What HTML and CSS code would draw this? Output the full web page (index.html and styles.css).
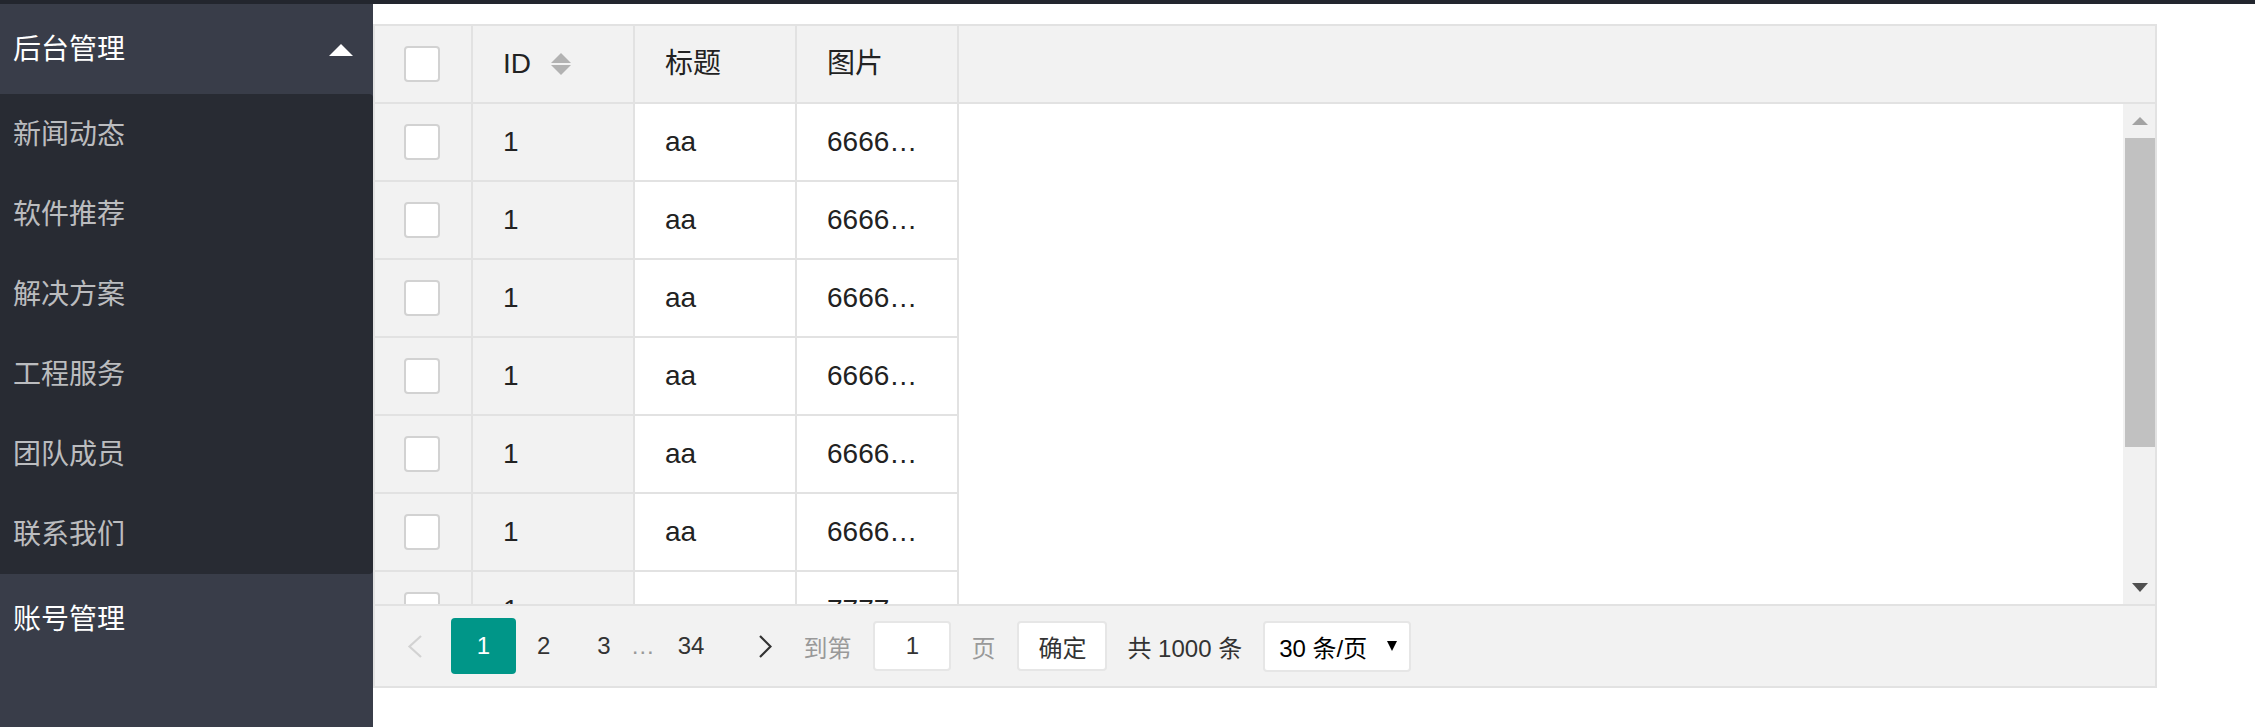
FILE: index.html
```html
<!DOCTYPE html>
<html lang="zh-CN">
<head>
    <meta charset="UTF-8">
    <meta name="viewport" content="width=device-width, initial-scale=1.0">
    <title>后台管理</title>
    <link rel="stylesheet" href="styles.css">
</head>
<body>
    <div class="topbar"></div>

    <div class="layout">
        <aside class="side">
            <div class="nav-title">后台管理<span class="nav-more"></span></div>
            <dl class="nav-child">
                <dd>新闻动态</dd>
                <dd>软件推荐</dd>
                <dd>解决方案</dd>
                <dd>工程服务</dd>
                <dd>团队成员</dd>
                <dd>联系我们</dd>
            </dl>
            <div class="nav-title">账号管理</div>
        </aside>

        <main class="content">
            <div class="table-box">
                <div class="table-head">
                    <div class="cell col-check"><span class="checkbox"></span></div>
                    <div class="cell col head-id">ID
                        <span class="sort"><i class="sort-up"></i><i class="sort-down"></i></span>
                    </div>
                    <div class="cell col">标题</div>
                    <div class="cell col">图片</div>
                    <div class="head-rest"></div>
                </div>

                <div class="table-main">
                    <div class="rows">
                        <div class="row">
                            <div class="cell col-check fixed"><span class="checkbox"></span></div>
                            <div class="cell col fixed">1</div>
                            <div class="cell col">aa</div>
                            <div class="cell col">666666666666</div>
                        </div>
                        <div class="row">
                            <div class="cell col-check fixed"><span class="checkbox"></span></div>
                            <div class="cell col fixed">1</div>
                            <div class="cell col">aa</div>
                            <div class="cell col">666666666666</div>
                        </div>
                        <div class="row">
                            <div class="cell col-check fixed"><span class="checkbox"></span></div>
                            <div class="cell col fixed">1</div>
                            <div class="cell col">aa</div>
                            <div class="cell col">666666666666</div>
                        </div>
                        <div class="row">
                            <div class="cell col-check fixed"><span class="checkbox"></span></div>
                            <div class="cell col fixed">1</div>
                            <div class="cell col">aa</div>
                            <div class="cell col">666666666666</div>
                        </div>
                        <div class="row">
                            <div class="cell col-check fixed"><span class="checkbox"></span></div>
                            <div class="cell col fixed">1</div>
                            <div class="cell col">aa</div>
                            <div class="cell col">666666666666</div>
                        </div>
                        <div class="row">
                            <div class="cell col-check fixed"><span class="checkbox"></span></div>
                            <div class="cell col fixed">1</div>
                            <div class="cell col">aa</div>
                            <div class="cell col">666666666666</div>
                        </div>
                        <div class="row">
                            <div class="cell col-check fixed"><span class="checkbox"></span></div>
                            <div class="cell col fixed">1</div>
                            <div class="cell col">aa</div>
                            <div class="cell col">777777777777</div>
                        </div>
                    </div>
                    <div class="spacer"></div>
                    <div class="scrollbar">
                        <div class="scroll-btn"><i class="arrow-up"></i></div>
                        <div class="scroll-track"><div class="scroll-thumb"></div></div>
                        <div class="scroll-btn"><i class="arrow-down"></i></div>
                    </div>
                </div>

                <div class="table-page">
                    <svg class="page-prev" width="16" height="23" viewBox="0 0 16 23">
                        <polyline points="14,1 2.5,11.5 14,22" fill="none" stroke="#d2d2d2" stroke-width="2.2"/>
                    </svg>
                    <span class="page-curr">1</span>
                    <span class="page-num n2">2</span>
                    <span class="page-num n3">3</span>
                    <span class="page-spr">…</span>
                    <span class="page-num n34">34</span>
                    <svg class="page-next" width="14" height="23" viewBox="0 0 14 23">
                        <polyline points="2,1 12.5,11.5 2,22" fill="none" stroke="#333" stroke-width="2.2"/>
                    </svg>
                    <span class="page-skip">到第</span>
                    <input class="page-input" type="text" value="1">
                    <span class="page-skip page-unit">页</span>
                    <button class="page-btn">确定</button>
                    <span class="page-count">共 1000 条</span>
                    <div class="page-limit">30 条/页<i class="limit-arrow"></i></div>
                </div>
            </div>
        </main>
    </div>
</body>
</html>
```

FILE: styles.css
```css
* {
    box-sizing: border-box;
}

body {
    margin: 0;
    font-family: "Liberation Sans", "Noto Sans CJK SC", sans-serif;
    background-color: #fff;
    color: #222;
}

.topbar {
    height: 4px;
    background-color: #23262e;
}

.layout {
    display: flex;
    height: 723px;
}

/* sidebar */
.side {
    width: 373px;
    flex-shrink: 0;
    background-color: #393d49;
    font-size: 28px;
}

.nav-title {
    height: 90px;
    display: flex;
    align-items: center;
    justify-content: space-between;
    padding: 0 20px 4px 13px;
    color: #fff;
}

.nav-more {
    width: 0;
    height: 0;
    margin-top: 6px;
    border-left: 12px solid transparent;
    border-right: 12px solid transparent;
    border-bottom: 12px solid #fff;
}

.nav-child {
    margin: 0;
    background-color: #282b33;
    border-radius: 0 4px 4px 0;
}

.nav-child dd {
    margin: 0;
    height: 80px;
    display: flex;
    align-items: center;
    padding: 0 0 5px 13px;
    color: rgba(255, 255, 255, 0.7);
}

/* table */
.content {
    flex: 1;
    padding-top: 20px;
}

.table-box {
    width: 1784px;
    border: 2px solid #e2e2e2;
    font-size: 28px;
}

.table-head {
    display: flex;
    height: 78px;
    background-color: #f2f2f2;
    border-bottom: 2px solid #e2e2e2;
}

.cell {
    height: 76px;
    line-height: 76px;
    padding: 0 30px;
    border-right: 2px solid #e2e2e2;
    white-space: nowrap;
    overflow: hidden;
    text-overflow: ellipsis;
}

.col-check {
    width: 98px;
    display: flex;
    align-items: center;
    justify-content: center;
    padding: 0;
}

.col {
    width: 162px;
}

.head-id {
    display: flex;
    align-items: center;
}

.head-rest {
    flex: 1;
}

.checkbox {
    width: 36px;
    height: 36px;
    margin-right: 2px;
    background-color: #fff;
    border: 2px solid #d2d2d2;
    border-radius: 4px;
}

.sort {
    display: flex;
    flex-direction: column;
    gap: 2px;
    margin-left: 20px;
}

.sort i {
    width: 0;
    height: 0;
    border-left: 10px solid transparent;
    border-right: 10px solid transparent;
}

.sort-up {
    border-bottom: 10px solid #b2b2b2;
}

.sort-down {
    border-top: 10px solid #b2b2b2;
}

.table-main {
    display: flex;
    height: 500px;
}

.rows {
    width: 584px;
    overflow: hidden;
}

.row {
    display: flex;
    height: 78px;
    border-bottom: 2px solid #e2e2e2;
}

.fixed {
    background-color: #f2f2f2;
}

.spacer {
    flex: 1;
}

/* scrollbar */
.scrollbar {
    width: 32px;
    display: flex;
    flex-direction: column;
    background-color: #f1f1f1;
}

.scroll-btn {
    height: 34px;
    display: flex;
    align-items: center;
    justify-content: center;
    padding-left: 2px;
}

.arrow-up {
    border-left: 8px solid transparent;
    border-right: 8px solid transparent;
    border-bottom: 8px solid #a3a3a3;
}

.arrow-down {
    border-left: 8px solid transparent;
    border-right: 8px solid transparent;
    border-top: 9px solid #505050;
}

.scroll-track {
    flex: 1;
    padding-left: 2px;
}

.scroll-thumb {
    height: 309px;
    background-color: #c1c1c1;
}

/* pager */
.table-page {
    height: 82px;
    display: flex;
    align-items: center;
    padding-left: 32px;
    border-top: 2px solid #e2e2e2;
    background-color: #f2f2f2;
    font-size: 24px;
    color: #333;
}

.page-curr {
    width: 65px;
    height: 56px;
    margin-left: 28px;
    display: flex;
    align-items: center;
    justify-content: center;
    background-color: #009688;
    border-radius: 4px;
    color: #fff;
}

.n2 {
    margin-left: 21px;
}

.n3 {
    margin-left: 47px;
}

.page-spr {
    margin-left: 20px;
    color: #999;
}

.n34 {
    margin-left: 23px;
}

.page-next {
    margin-left: 54px;
}

.page-skip {
    margin-left: 31px;
    color: #999;
}

.page-input {
    width: 78px;
    height: 50px;
    margin-left: 22px;
    padding: 0;
    border: 2px solid #e6e6e6;
    border-radius: 4px;
    background-color: #fff;
    font: inherit;
    color: #333;
    text-align: center;
}

.page-unit {
    margin-left: 20px;
}

.page-btn {
    width: 90px;
    height: 50px;
    margin-left: 22px;
    padding: 0;
    border: 2px solid #e6e6e6;
    border-radius: 4px;
    background-color: #fff;
    font: inherit;
    color: #333;
}

.page-count {
    margin-left: 20px;
}

.page-limit {
    width: 148px;
    height: 51px;
    margin-left: 21px;
    display: flex;
    align-items: center;
    justify-content: space-between;
    padding: 0 12px 0 14px;
    border: 2px solid #e6e6e6;
    border-radius: 4px;
    background-color: #fff;
    color: #000;
}

.limit-arrow {
    border-left: 5px solid transparent;
    border-right: 5px solid transparent;
    border-top: 10px solid #000;
}
```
····················
[Problem description] Search the data above for the word "index", then gather each line in which it appears.

[Result]
What HTML and CSS code would draw this? Output the full web page (index.html and styles.css).
FILE: index.html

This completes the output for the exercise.